Literally raw HTML and JS with SASS.

Admin tooling

Currently for me to administrate I have to ssh in the box and run go ./cmd/admin. I can pin/unpin threads, delete accounts, delete threads, reset passwords, create an account (which automatically claims a RapPad account aswell), automatically update everyone's usernames based on their actual RapPad UID and list all users.

What does the DB look like?

I'll try to reveal as little as possible here but this is what the average account looks like at the moment:

id BIGSERIAL PRIMARY KEY,
uhash TEXT NOT NULL UNIQUE,
phash TEXT NOT NULL,
created_at TIMESTAMPTZ DEFAULT now()

... where uhash is a SHA512 hash, and phash are argon2 hashes. Anyone that dumps the DB won't really know much.

Canary system

To prevent other classes of vulns that most people may try, I've intentionally tripwired a small subset of them to fake responses, which will flag the person involved. For example, doing a really specific attack I might've expected at a very specific endpoint may trigger fake behavior from the server.

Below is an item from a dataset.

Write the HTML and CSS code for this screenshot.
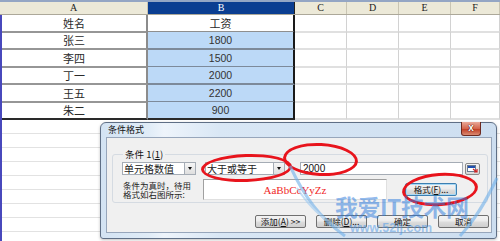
FILE: index.html
```html
<!DOCTYPE html>
<html lang="zh-CN">
<head>
  <meta charset="UTF-8" />
  <title>条件格式</title>
  <link rel="stylesheet" href="styles.css">
</head>
<body>

  <!-- SHEET -->
  <div class="sheet">
    <div class="head-row">
      <div class="hcell">A</div>
      <div class="hcell sel">B</div>
      <div class="hcell">C</div>
      <div class="hcell">D</div>
      <div class="hcell">E</div>
      <div class="hcell">F</div>
    </div>
    <div class="row r17">
      <div class="cell ca">姓名</div>
      <div class="cell cb active">工资</div>
      <div class="cell"></div><div class="cell"></div><div class="cell"></div><div class="cell"></div>
    </div>
    <div class="row r18">
      <div class="cell ca">张三</div>
      <div class="cell cb num">1800</div>
      <div class="cell"></div><div class="cell"></div><div class="cell"></div><div class="cell"></div>
    </div>
    <div class="row r17">
      <div class="cell ca">李四</div>
      <div class="cell cb num">1500</div>
      <div class="cell"></div><div class="cell"></div><div class="cell"></div><div class="cell"></div>
    </div>
    <div class="row r18">
      <div class="cell ca">丁一</div>
      <div class="cell cb num">2000</div>
      <div class="cell"></div><div class="cell"></div><div class="cell"></div><div class="cell"></div>
    </div>
    <div class="row r17">
      <div class="cell ca">王五</div>
      <div class="cell cb num">2200</div>
      <div class="cell"></div><div class="cell"></div><div class="cell"></div><div class="cell"></div>
    </div>
    <div class="row r18 last">
      <div class="cell ca">朱二</div>
      <div class="cell cb num">900</div>
      <div class="cell"></div><div class="cell"></div><div class="cell"></div><div class="cell"></div>
    </div>
    <div class="rest">
      <div class="rest-row"></div><div class="rest-row"></div><div class="rest-row"></div><div class="rest-row"></div>
      <div class="rest-row"></div><div class="rest-row"></div><div class="rest-row"></div><div class="rest-row"></div>
      <div class="rest-row"></div>
    </div>
  </div>

  <!-- DIALOG -->
  <div class="dialog">
    <div class="title">条件格式</div>
    <div class="close">x</div>
    <div class="dlg-body">
      <fieldset class="group">
        <legend>条件 1(<u>1</u>)</legend>
        <div class="cond-row">
          <div class="select s1"><span>单元格数值</span><i class="drop"></i></div>
          <div class="select s2"><span>大于或等于</span><i class="drop"></i></div>
          <div class="input">2000</div>
          <div class="pick">
            <svg width="11" height="8" viewBox="0 0 11 8">
              <rect x="0.5" y="0.5" width="8" height="6" fill="#fff" stroke="#6a7a90"/>
              <rect x="1" y="1" width="7" height="2" fill="#2050b0"/>
              <path d="M6 4 L10 7 M7 7 H10 V4" stroke="#d02020" stroke-width="1.2" fill="none"/>
            </svg>
          </div>
        </div>
        <div class="cond-row second">
          <div class="hint">条件为真时，待用<br>格式如右图所示:</div>
          <div class="preview">AaBbCcYyZz</div>
          <div class="btn focus">格式(<u>F</u>)...</div>
        </div>
      </fieldset>
      <div class="actions">
        <div class="btn">添加(<u>A</u>) &gt;&gt;</div>
        <div class="btn">删除(<u>D</u>)...</div>
        <div class="btn">确定</div>
        <div class="btn">取消</div>
      </div>
    </div>
  </div>

  <!-- ANNOTATIONS -->
  <div class="mark m1"></div>
  <div class="mark m2"></div>
  <div class="mark m3"></div>

  <!-- WATERMARK -->
  <div class="wm">
    <svg class="wings" width="220" height="90" viewBox="0 0 220 90">
      <path d="M5 8 C20 40 35 60 60 78" stroke="#6fb0ea" stroke-width="3" fill="none"/>
      <path d="M12 30 C25 50 38 62 55 70" stroke="#9ccaf2" stroke-width="2" fill="none"/>
      <path d="M212 20 C200 45 190 62 175 78" stroke="#6fb0ea" stroke-width="3" fill="none"/>
    </svg>
    <div class="wm-title">我爱IT技术网</div>
    <div class="wm-url">www.52ij.com</div>
  </div>

</body>
</html>
```

FILE: styles.css
```css
/* ===== Reset ===== */
*, *::before, *::after { margin:0; padding:0; box-sizing:border-box; }
body {
  width:500px; height:241px; overflow:hidden;
  background:#fff; color:#222;
  font-family:'Noto Sans CJK SC', sans-serif;
  position:relative;
}

/* ===== Sheet ===== */
.sheet { border-top:2px solid #94a6c4; }
.head-row {
  display:grid; grid-template-columns:148px 147px 52px 52px 52px 49px;
  height:13px; background:#ece9d8; border-bottom:1px solid #aca899;
}
.hcell {
  font-family:'Liberation Serif', serif; font-size:10px; line-height:12px;
  text-align:center; border-right:1px solid #c9c5b3; color:#222;
}
.hcell.sel { background:#0b3e91; color:#fff; border-right-color:#222; }
.row {
  display:grid; grid-template-columns:146px 147px 52px 52px 52px 49px;
  border-left:2px solid #4848bc;
}
.r17 { height:17px; }
.r18 { height:18px; }
.cell {
  display:flex; align-items:center; justify-content:center;
  border-right:1px solid #d2d2d2; border-bottom:2px solid #e0e0e0;
  font-size:11px; color:#2a2a2a;
}
.cell.ca { border-right:2px solid #8c8c8c; border-bottom-color:#969696; }
.cell.cb { border-right:2px solid #1a1a1a; border-bottom-color:#7d8a9a; background:#bcd9f7; }
.cell.cb.active { background:#fff; border-bottom-color:#8f8f8f; }
.cell.num { font-family:'Liberation Sans', sans-serif; font-size:10.5px; color:#333; }
.last .cell.ca, .last .cell.cb { border-bottom-color:#2a2a2a; }
.rest { border-left:2px solid #4848bc; }
.rest-row { height:14px; border-bottom:1px solid #e2e2e2; }

/* ===== Dialog ===== */
.dialog {
  position:absolute; left:100px; top:122px; width:397px; height:117px;
  border:1px solid #5f6f86; border-radius:6px 6px 3px 3px;
  background:linear-gradient(90deg, #d3e3f3 0%, #e0ecf7 12%, #eef4fb 16%, #d9e7f5 30%, #cddef0 100%);
  padding:0 4px 5px 5px;
  display:flex; flex-direction:column;
  box-shadow:0 1px 3px rgba(0,0,0,0.25);
}
.title { height:14px; font-size:9px; line-height:14px; padding-left:2px; color:#111; }
.close {
  position:absolute; top:-1px; right:15px; width:20px; height:14px;
  border:1px solid #6d2a20; border-top:none; border-radius:0 0 3px 3px;
  background:linear-gradient(#e9a898, #d4654c 50%, #c23f25 55%, #d98a72);
  color:#fff; font:bold 10px/12px 'Liberation Sans', sans-serif; text-align:center;
  text-shadow:0 0 1px #400, 0 0 1px #400;
}
.dlg-body {
  flex:1; background:#f0f0f0; border:1px solid #97a6bb;
  display:flex; flex-direction:column; padding:11px 0 4px 5px;
}

/* ===== Condition group ===== */
.group {
  width:376px; border:1px solid #d5dbe2; border-radius:3px;
  padding:3px 0 2px 9px; display:flex; flex-direction:column; gap:4px;
}
.group legend { font-size:9.5px; line-height:10px; padding:0 2px; margin-left:1px; color:#111; }
.cond-row { display:flex; align-items:center; height:13px; }
.cond-row.second { height:21px; }
.select {
  height:13px; background:#fff; border:1px solid #a5acb5;
  display:flex; align-items:center; justify-content:space-between;
  font-size:10px; line-height:11px; padding-left:1px;
}
.s1 { width:74px; }
.s2 { width:80px; margin-left:9px; }
.drop {
  width:11px; height:11px; border-left:1px solid #a5acb5;
  background:linear-gradient(#f6f6f6, #dedede); position:relative;
}
.drop::after {
  content:''; position:absolute; left:3px; top:4px;
  border-left:2.5px solid transparent; border-right:2.5px solid transparent; border-top:3px solid #111;
}
.input {
  width:163px; height:13px; margin-left:15px; background:#fff; border:1px solid #a5acb5;
  font:10px/11px 'Liberation Sans', sans-serif; padding-left:2px; color:#111;
}
.pick {
  width:15px; height:12px; margin-left:2px; border:1px solid #8a8a8a; border-radius:2px;
  background:linear-gradient(#f4f4f4, #d8d8d8);
  display:flex; align-items:center; justify-content:center;
}
.hint { width:73px; margin-left:1px; font-size:8.5px; line-height:9px; color:#222; }
.preview {
  width:184px; height:21px; margin-left:7px; background:#fff;
  border:1px solid #a0a0a0; border-right-color:#e0e0e0; border-bottom-color:#e0e0e0;
  display:flex; align-items:center; justify-content:center;
  font:11px 'Liberation Serif', serif; color:#f02828;
}
.btn {
  width:51px; height:13px; border:1px solid #707070; border-radius:2px;
  background:linear-gradient(#f3f3f3 0%, #ebebeb 48%, #dddddd 52%, #cfcfcf 100%);
  font-size:8.5px; line-height:11px; text-align:center; color:#111; white-space:nowrap;
}
.cond-row .btn { width:52px; margin-left:18px; }
.btn.focus { border-color:#3c7fb1; box-shadow:inset 0 0 0 1px #a8d8f4; }

/* ===== Buttons ===== */
.actions { margin-top:auto; display:flex; gap:10px; padding-left:143px; }

/* ===== Red marks ===== */
.mark { position:absolute; border:3px solid #e8141c; border-radius:50%; }
.m1 { left:201px; top:154px; width:91px; height:28px; transform:rotate(-2deg); }
.m2 { left:283px; top:143px; width:75px; height:33px; transform:rotate(3deg); }
.m3 { left:402px; top:173px; width:76px; height:33px; transform:rotate(-4deg); }

/* ===== Watermark ===== */
.wm { position:absolute; left:285px; top:158px; width:215px; height:83px; pointer-events:none; }
.wings { position:absolute; left:0; top:0; opacity:0.6; }
.wm-title {
  position:absolute; left:50px; top:36px;
  font-size:23px; font-weight:bold; line-height:24px; letter-spacing:-0.5px;
  color:rgba(40,120,220,0.5);
}
.wm-url {
  position:absolute; left:65px; top:63px;
  font:bold 12.5px/14px 'Liberation Sans', sans-serif; color:rgba(70,150,235,0.5);
}
```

If you find a vulnerability, please confirm it's actually exploitable beyond any reasonable doubt before relaying it to me.

Starvation

The core principle on securing the forum is to reveal as little information as possible about the server (which is why a lot of stuff is essentially layered away). Ideally any stack trace leak or information disclosure that reveals even a slight bit is considered a blunder in my opinion.